They remind me of summer camp as a kid.
I just found out that the camp (Kippewa) was recently sold to a camp conglomerate. And in learning this, found out that like me, many of my friends from way back when secretly wished to purchase and run the camp.
Realistically, that would be a nightmare. I don’t do well with throngs of kids. I don’t do well with throngs of people in general for long periods of time. I liked camp because it was quiet when I wanted it to be and fun when I wanted it to be and I got to play tennis for like 23 hours a day.
Something else I learned – those counselors, the ones with the cool accents from Britain or Australia or Scotland or somewhere else far away – they were YOUNG.

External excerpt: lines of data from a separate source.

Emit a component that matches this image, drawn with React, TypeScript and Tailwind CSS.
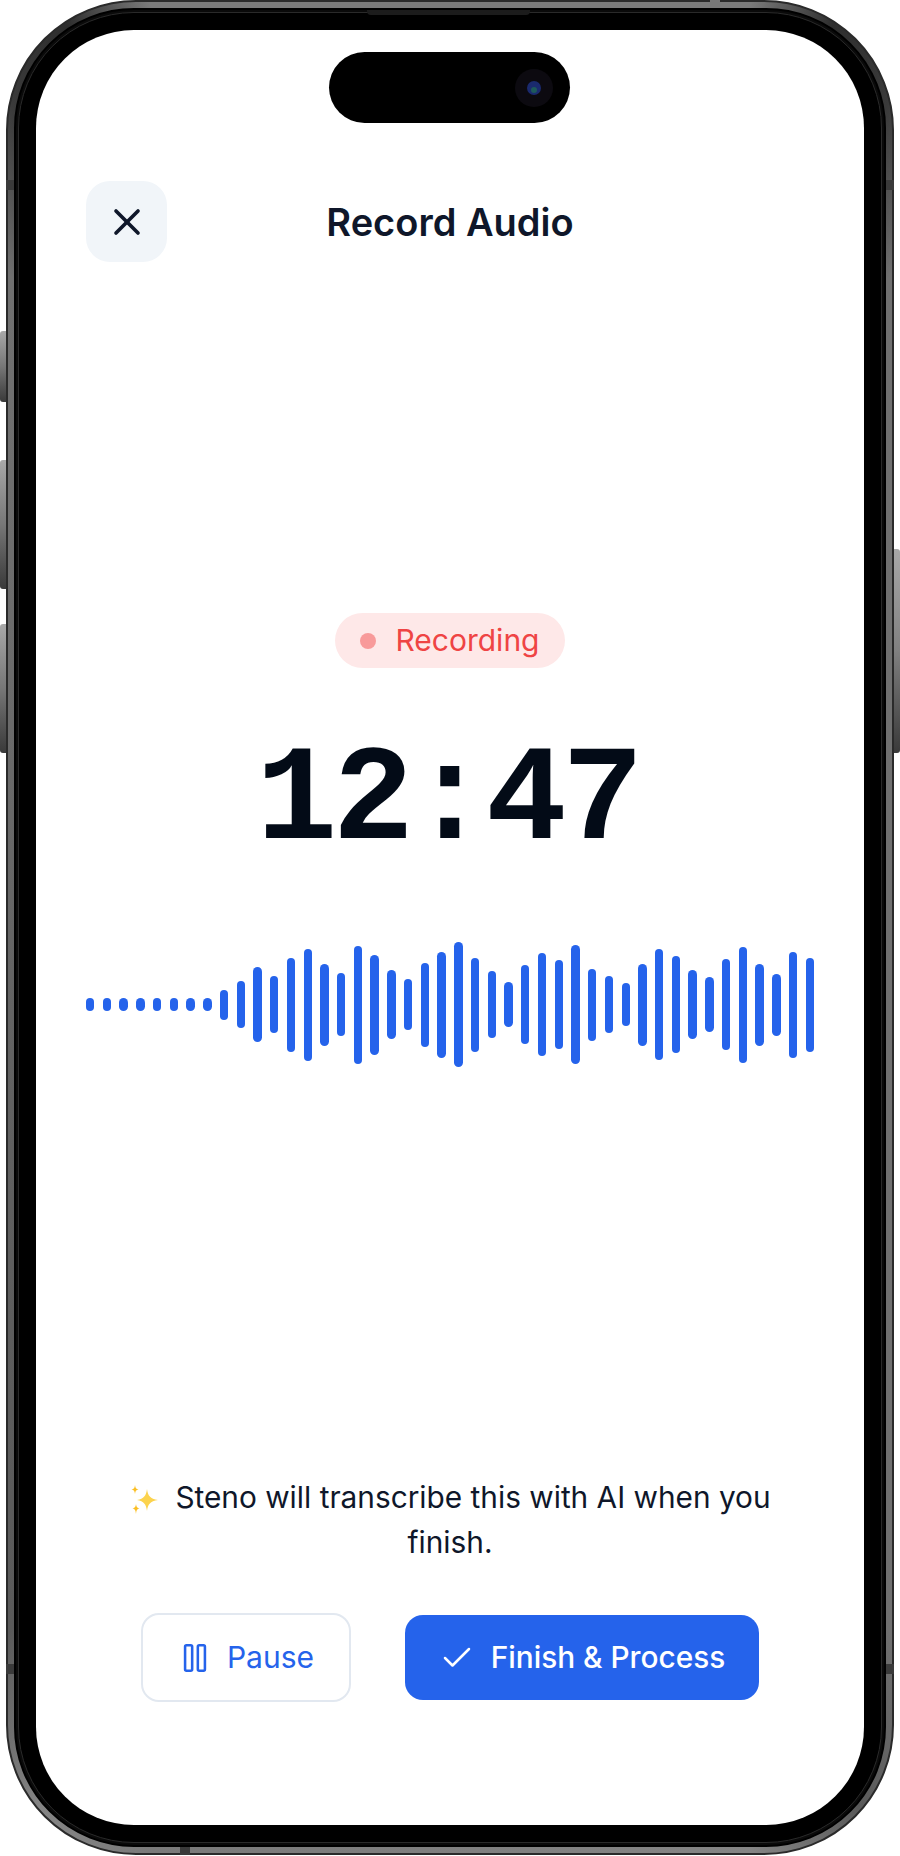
import { X, Pause, Check } from "lucide-react";

const bars = [12.5,12.5,12.5,12.5,12.5,12.5,12.5,12.5,30,47,75,57,94,112,82,63,118,100,69,51,84,106,125,94,67,45,79,103,89,119,72,57,43,82,111,97,69,55,91,116,82,62,106,94];

function Sparkles() {
  return (
    <svg width="30" height="30" viewBox="0 0 30 30" className="inline-block align-[-6px] mr-[16px]" aria-label="sparkles">
      <path d="M18 5 C19 12 21 14.5 29 16 C21 17.5 19 20 18 27 C17 20 15 17.5 8 16 C15 14.5 17 12 18 5Z" fill="#fcd34d" />
      <path d="M6 1 C6.4 4 7 5 9.5 5.5 C7 6 6.4 7 6 10 C5.6 7 5 6 2.5 5.5 C5 5 5.6 4 6 1Z" fill="#fbbf24" />
      <path d="M7 20 C7.4 23 8 23.6 10.5 24.5 C8 25 7.4 26 7 30 C6.6 26 6 25 3.5 24.5 C6 23.6 6.6 23 7 20Z" fill="#fbbf24" />
    </svg>
  );
}

export default function App() {
  return (
    <div className="relative w-[900px] h-[1856px] bg-white overflow-hidden font-['Inter',sans-serif]">
      {/* side buttons */}
      <div className="absolute left-0 top-[331px] w-[7px] h-[71px] rounded-l-[3px] bg-gradient-to-b from-[#a8a8a8] via-[#777777] to-[#3a3a3a]" />
      <div className="absolute left-0 top-[460px] w-[7px] h-[129px] rounded-l-[3px] bg-gradient-to-b from-[#a8a8a8] via-[#777777] to-[#3a3a3a]" />
      <div className="absolute left-0 top-[624px] w-[7px] h-[129px] rounded-l-[3px] bg-gradient-to-b from-[#a8a8a8] via-[#777777] to-[#3a3a3a]" />
      <div className="absolute right-0 top-[549px] w-[7px] h-[204px] rounded-r-[3px] bg-gradient-to-b from-[#a8a8a8] via-[#808080] to-[#3a3a3a]" />

      {/* metal frame */}
      <div className="absolute left-[6px] top-0 w-[888px] h-[1855px] rounded-[130px] bg-[conic-gradient(#7a7a7a_0deg,#7a7a7a_18deg,#2e2e2e_23deg,#3a3a3a_28deg,#707070_34deg,#707070_148deg,#5a5a5a_155deg,#858585_162deg,#7a7a7a_198deg,#858585_205deg,#5a5a5a_212deg,#707070_326deg,#3a3a3a_332deg,#2e2e2e_337deg,#7a7a7a_342deg,#7a7a7a_360deg)] border-[2px] border-[#2a2a2a] p-[6px]">
        <div className="w-full h-full rounded-[120px] bg-[#0a0a0a] border-[2px] border-[#000000] p-[2px]">
          <div className="w-full h-full rounded-[116px] bg-black border border-[#2a2a2a] p-[17px]">
            {/* screen */}
            <div className="relative w-full h-full rounded-[98px] bg-white overflow-hidden flex flex-col px-[50px] pt-[151px] pb-[123px]">
              {/* dynamic island */}
              <div className="absolute left-[293px] top-[22px] w-[241px] h-[71px] rounded-full bg-black">
                <div className="absolute left-[186px] top-[17px] w-[38px] h-[38px] rounded-full bg-[#0c0a10] flex items-center justify-center">
                  <div className="w-[14px] h-[14px] rounded-full bg-[#1a2a6e] flex items-end justify-center">
                    <div className="w-[6px] h-[6px] mb-[2px] rounded-full bg-[#1d5a5a]" />
                  </div>
                </div>
              </div>

              {/* header */}
              <div className="grid grid-cols-[81px_1fr_81px] items-center">
                <button className="w-[81px] h-[81px] rounded-[24px] bg-[#f1f5f9] flex items-center justify-center text-[#0f172a]">
                  <X size={44} strokeWidth={2} />
                </button>
                <h1 className="text-center text-[38px] leading-[46px] font-semibold text-[#0f172a]">Record Audio</h1>
                <div />
              </div>

              {/* status */}
              <div className="mt-[351px] flex justify-center">
                <div className="h-[55px] w-[230px] rounded-full bg-[#fee8e8] flex items-center justify-center gap-[19px]">
                  <span className="w-[16px] h-[16px] rounded-full bg-[#f89a9a]" />
                  <span className="text-[30px] text-[#ef4444]">Recording</span>
                </div>
              </div>

              {/* timer */}
              <div className="mt-[67px] pr-[5px] text-center text-[135px] leading-[135px] font-bold tracking-[-4.5px] text-[#030b17] font-['Liberation_Mono',monospace]">
                12:47
              </div>

              {/* waveform */}
              <div className="mt-[72px] h-[125px] flex items-center justify-between w-[728px]">
                {bars.map((h, i) => (
                  <div key={i} className="w-[8.4px] rounded-full bg-[#2563eb]" style={{ height: h }} />
                ))}
              </div>

              {/* bottom */}
              <div className="mt-auto">
                <p className="mx-auto w-[680px] text-center text-[29.8px] leading-[45px] text-[#0f172a]">
                  <Sparkles />
                  Steno will transcribe this with AI when you finish.
                </p>
                <div className="mt-[48px] flex items-center justify-center gap-[54px]">
                  <button className="w-[210px] h-[89px] rounded-[18px] border-[2.5px] border-[#e2e8f0] bg-white flex items-center justify-center gap-[15px] text-[#2563eb] text-[30px]">
                    <Pause size={34} strokeWidth={1.8} />
                    Pause
                  </button>
                  <button className="w-[354px] h-[85px] rounded-[18px] bg-[#2563eb] flex items-center justify-center gap-[16px] text-white text-[29.8px] font-medium">
                    <Check size={36} strokeWidth={1.7} />
                    Finish &amp; Process
                  </button>
                </div>
              </div>
            </div>
          </div>
        </div>
      </div>

      {/* antenna bands */}
      <div className="absolute left-[6px] top-[180px] w-[8px] h-[10px] bg-[#3a3a3a]" />
      <div className="absolute right-[6px] top-[180px] w-[8px] h-[10px] bg-[#3a3a3a]" />
      <div className="absolute left-[6px] top-[1664px] w-[8px] h-[10px] bg-[#3a3a3a]" />
      <div className="absolute right-[6px] top-[1664px] w-[8px] h-[10px] bg-[#3a3a3a]" />
      <div className="absolute left-[180px] top-[1847px] w-[10px] h-[8px] bg-[#3a3a3a]" />
      <div className="absolute left-[710px] top-0 w-[10px] h-[8px] bg-[#777777]" />
      <div className="absolute left-[367px] top-[10px] w-[163px] h-[5px] rounded-b-[4px] bg-[#1c1c1c]" />
    </div>
  );
}
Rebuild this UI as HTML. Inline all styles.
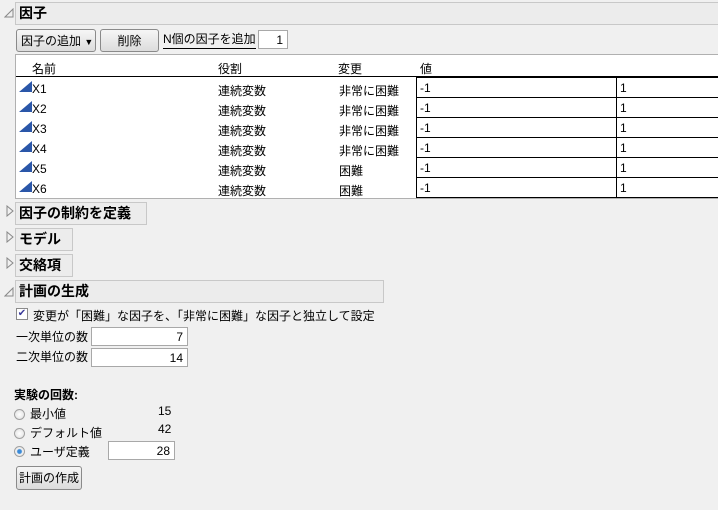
<!DOCTYPE html>
<html><head><meta charset="utf-8"><style>
body{margin:0;width:718px;height:510px;background:#f0f0f0;font-family:"Liberation Sans","Noto Sans CJK JP",sans-serif;font-size:12px;color:#000;position:relative;overflow:hidden}
.a{position:absolute;white-space:nowrap}
.hdr{position:absolute;background:#ececec;border:1px solid #c8c8c8;font-weight:bold;font-size:14px;line-height:20px;padding-left:3px;box-sizing:border-box}
.btn{position:absolute;border:1px solid #8a8a8a;border-radius:3px;background:linear-gradient(#f6f6f6,#dcdcdc);box-sizing:border-box;text-align:center;line-height:22px}
.inp{position:absolute;background:#fff;border:1px solid #a8a8a8;box-sizing:border-box;text-align:right;padding-right:4px;line-height:18px}
.cell{position:absolute;border:1px solid #000;background:#fff;box-sizing:border-box;padding-left:3px;line-height:21px}
.rad{position:absolute;width:11px;height:11px;border-radius:50%;border:1px solid #a0a0a0;background:radial-gradient(#fff,#ddd);box-sizing:border-box}
</style></head><body>
<svg class="a" style="left:4px;top:8px" width="10" height="10"><path d="M9 1 L9 9 L1 9 Z" fill="none" stroke="#888"/></svg>
<div class="hdr" style="left:15px;top:2px;width:705px;height:23px">因子</div>
<div class="btn" style="left:16px;top:29px;width:80px;height:23px;text-align:left;padding-left:4px">因子の追加 <span style="font-size:9px">▼</span></div>
<div class="btn" style="left:100px;top:29px;width:59px;height:23px">削除</div>
<div class="a" style="left:163px;top:30px;line-height:18px;border-bottom:1px solid #000">N個の因子を追加</div>
<div class="inp" style="left:258px;top:30px;width:30px;height:19px">1</div>
<div class="a" style="left:15px;top:54px;width:705px;height:145px;background:#fff;border:1px solid #b0b0b0;box-sizing:border-box"></div>
<div class="a" style="left:16px;top:76px;width:702px;height:1px;background:#000"></div>
<div class="a" style="left:32px;top:60px">名前</div>
<div class="a" style="left:218px;top:60px">役割</div>
<div class="a" style="left:338px;top:60px">変更</div>
<div class="a" style="left:420px;top:60px">値</div>
<div id="rows"></div>
<script>
var ch=["非常に困難","非常に困難","非常に困難","非常に困難","困難","困難"],h="";
for(var i=0;i<6;i++){var y=77+i*20;
h+='<svg class="a" style="left:19px;top:'+(y+4)+'px" width="13" height="11"><path d="M0 11 L13 0 L13 11 Z" fill="#2a56a8"/></svg>';
h+='<div class="a" style="left:32px;top:'+(y+5)+'px">X'+(i+1)+'</div>';
h+='<div class="a" style="left:218px;top:'+(y+5)+'px">連続変数</div>';
h+='<div class="a" style="left:339px;top:'+(y+5)+'px">'+ch[i]+'</div>';
h+='<div class="cell" style="left:416px;top:'+y+'px;width:201px;height:21px">-1</div>';
h+='<div class="cell" style="left:616px;top:'+y+'px;width:110px;height:21px">1</div>';}
document.getElementById('rows').innerHTML=h;
</script>
<svg class="a" style="left:6px;top:205px" width="8" height="12"><path d="M1 1 L7 6 L1 11 Z" fill="none" stroke="#888"/></svg>
<div class="hdr" style="left:15px;top:202px;width:132px;height:23px">因子の制約を定義</div>
<svg class="a" style="left:6px;top:231px" width="8" height="12"><path d="M1 1 L7 6 L1 11 Z" fill="none" stroke="#888"/></svg>
<div class="hdr" style="left:15px;top:228px;width:58px;height:23px">モデル</div>
<svg class="a" style="left:6px;top:257px" width="8" height="12"><path d="M1 1 L7 6 L1 11 Z" fill="none" stroke="#888"/></svg>
<div class="hdr" style="left:15px;top:254px;width:58px;height:23px">交絡項</div>
<svg class="a" style="left:4px;top:287px" width="10" height="10"><path d="M9 1 L9 9 L1 9 Z" fill="none" stroke="#888"/></svg>
<div class="hdr" style="left:15px;top:280px;width:369px;height:23px">計画の生成</div>
<div class="a" style="left:16px;top:308px;width:12px;height:12px;border:1px solid #8a8a8a;background:#fff;box-sizing:border-box;font-size:10px;line-height:10px;text-align:center;color:#3a3a9a">✔</div>
<div class="a" style="left:33px;top:307px">変更が「困難」な因子を、「非常に困難」な因子と独立して設定</div>
<div class="a" style="left:16px;top:328px">一次単位の数</div>
<div class="inp" style="left:91px;top:327px;width:97px;height:19px">7</div>
<div class="a" style="left:16px;top:348px">二次単位の数</div>
<div class="inp" style="left:91px;top:348px;width:97px;height:19px">14</div>
<div class="a" style="left:14px;top:386px;font-weight:bold">実験の回数:</div>
<div class="rad" style="left:14px;top:409px"></div>
<div class="a" style="left:30px;top:405px">最小値</div>
<div class="a" style="left:158px;top:404px">15</div>
<div class="rad" style="left:14px;top:428px"></div>
<div class="a" style="left:30px;top:424px">デフォルト値</div>
<div class="a" style="left:158px;top:422px">42</div>
<div class="rad" style="left:14px;top:446px;background:radial-gradient(#3a8ad8 30%,#eee 45%)"></div>
<div class="a" style="left:30px;top:443px">ユーザ定義</div>
<div class="inp" style="left:108px;top:441px;width:67px;height:19px">28</div>
<div class="btn" style="left:16px;top:466px;width:66px;height:24px">計画の作成</div>
</body></html>
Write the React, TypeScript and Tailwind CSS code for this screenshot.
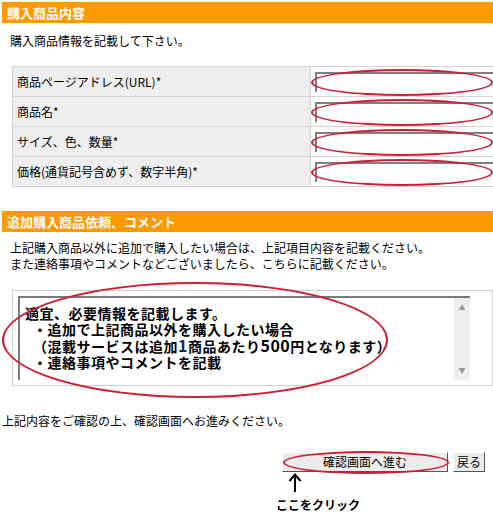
const font = "font-['Noto_Sans_CJK_JP','Noto_Sans',sans-serif]"

function SectionBar({ title }: { title: string }) {
  return (
    <div className="ml-[2px] flex h-[21px] items-center bg-[#ff9900] pl-[5px] text-[13px] font-bold leading-none text-white">
      {title}
    </div>
  )
}

function Ring({ className }: { className: string }) {
  return <div className={`pointer-events-none absolute rounded-[50%] border-2 border-[#cc1f36] ${className}`} />
}

const rows = [
  "商品ページアドレス(URL)*",
  "商品名*",
  "サイズ、色、数量*",
  "価格(通貨記号含めず、数字半角)*",
]

export default function App() {
  return (
    <div className={`relative w-[493px] h-[527px] overflow-hidden bg-white text-[12px] text-black ${font}`}>
      <div className="pt-[2px]">
        <SectionBar title="購入商品内容" />
      </div>
      <p className="ml-[10px] mt-[10px] leading-[16px]">購入商品情報を記載して下さい。</p>

      <div className="ml-[12px] mt-[17px] border-t border-l border-[#d4d4d4]">
        {rows.map((label) => (
          <div key={label} className="flex h-[30px] border-b border-[#d4d4d4]">
            <div className="flex w-[298px] items-center border-r border-[#d4d4d4] bg-[#eeeeee] pl-[4px] text-[12px]">
              {label}
            </div>
            <div className="relative flex flex-1 items-center pl-[4px]">
              <div className="h-[20px] w-full border-t-2 border-l-2 border-[#808080] bg-white" />
              <Ring className="left-[0px] top-[2px] h-[27px] w-[182px]" />
            </div>
          </div>
        ))}
      </div>

      <div className="mt-[24px]">
        <SectionBar title="追加購入商品依頼、コメント" />
      </div>
      <p className="ml-[10px] mt-[8px] leading-[16px]">
        上記購入商品以外に追加で購入したい場合は、上記項目内容を記載ください。
        <br />
        また連絡事項やコメントなどございましたら、こちらに記載ください。
      </p>

      <div className="ml-[12px] mt-[18px] h-[96px] border border-[#d0d0d0] p-[5px]">
        <div className="flex h-full w-[452px] border-t-2 border-l-2 border-[#7a7a7a] bg-white">
          <div className="flex-1 whitespace-nowrap pl-[5px] pt-[7px] text-[14px] font-bold leading-[16px] tracking-[0.5px]">
            <div>適宜、必要情報を記載します。</div>
            <div className="pl-[8px]">・追加で上記商品以外を購入したい場合</div>
            <div className="pl-[8px]">
              （混載サービスは追加<span className="text-[16px] text-[#1a2a4a]">1</span>商品あたり
              <span className="text-[16px]">500</span>円となります）
            </div>
            <div className="pl-[8px]">・連絡事項やコメントを記載</div>
          </div>
          <div className="flex w-[16px] flex-col items-center justify-between bg-[#eeeeee] py-[6px] text-[7px] leading-none tracking-normal text-[#999]">
            <span>▲</span>
            <span>▼</span>
          </div>
        </div>
      </div>

      <p className="ml-[2px] mt-[27px] leading-[16px]">上記内容をご確認の上、確認画面へお進みください。</p>

      <div className="mt-[23px] flex justify-end gap-[5px] pr-[8px]">
        <button className="h-[20px] w-[166px] border border-t-white border-l-white border-r-[#555] border-b-[#555] bg-[#ececec] text-[12px] leading-none">
          確認画面へ進む
        </button>
        <button className="h-[20px] w-[32px] border border-t-white border-l-white border-r-[#555] border-b-[#555] bg-[#ececec] text-[12px] leading-none">
          戻る
        </button>
      </div>
      <svg className="ml-[288px] mt-[1px] block" width="14" height="19" viewBox="0 0 14 19">
        <path d="M7 1.5 L7 19 M1.5 8 L7 1.5 L12.5 8" fill="none" stroke="#000" strokeWidth="2" />
      </svg>
      <div className="ml-[276px] mt-[5px] text-[12px] font-bold leading-[16px]">ここをクリック</div>

      <Ring className="left-[2px] top-[282px] h-[116px] w-[386px]" />
      <Ring className="left-[283px] top-[451px] h-[23px] w-[166px]" />
    </div>
  )
}
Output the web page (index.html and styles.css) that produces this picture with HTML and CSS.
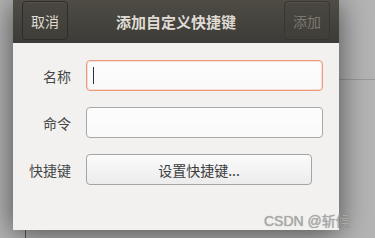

A bunch of us went back a couple of summers ago for a reunion weekend. A good money-making scheme by the owners. We sat around and ate smores and went water skiing and made stuff in arts and crafts. And we smuggled jug wine and other contraband (like candy, oooohhhh) into the camp. And smoked. All around mayhem. Oy.
The counselors, the people charged with “taking care” of us, who had just finished up 8 weeks of 7-14 year olds, seemed impossibly young for the task. When I was one of those 7-14 year olds, they seemed all-knowing.
Ugh. Now I feel old.










Camp is like Lord of the Flies. You can't understand until you get older how absurd it is to give a group of teenagers – who probably aren't allowed to have unsupervised parties because of their poor judgment and potential for "bad" behavior – the responsibility of caring for a bunch of younger kids from the moment they wake up until they fall asleep. How insane?!?!
[...] I miss: summer camp. But only in theory. [...]
[...] got a special fondness for folks with whom I shared 4-8 weeks at a time in Maine every year. It’s a little Lord of the Flies, as Woolverine points out, and I like to torture my mother [...]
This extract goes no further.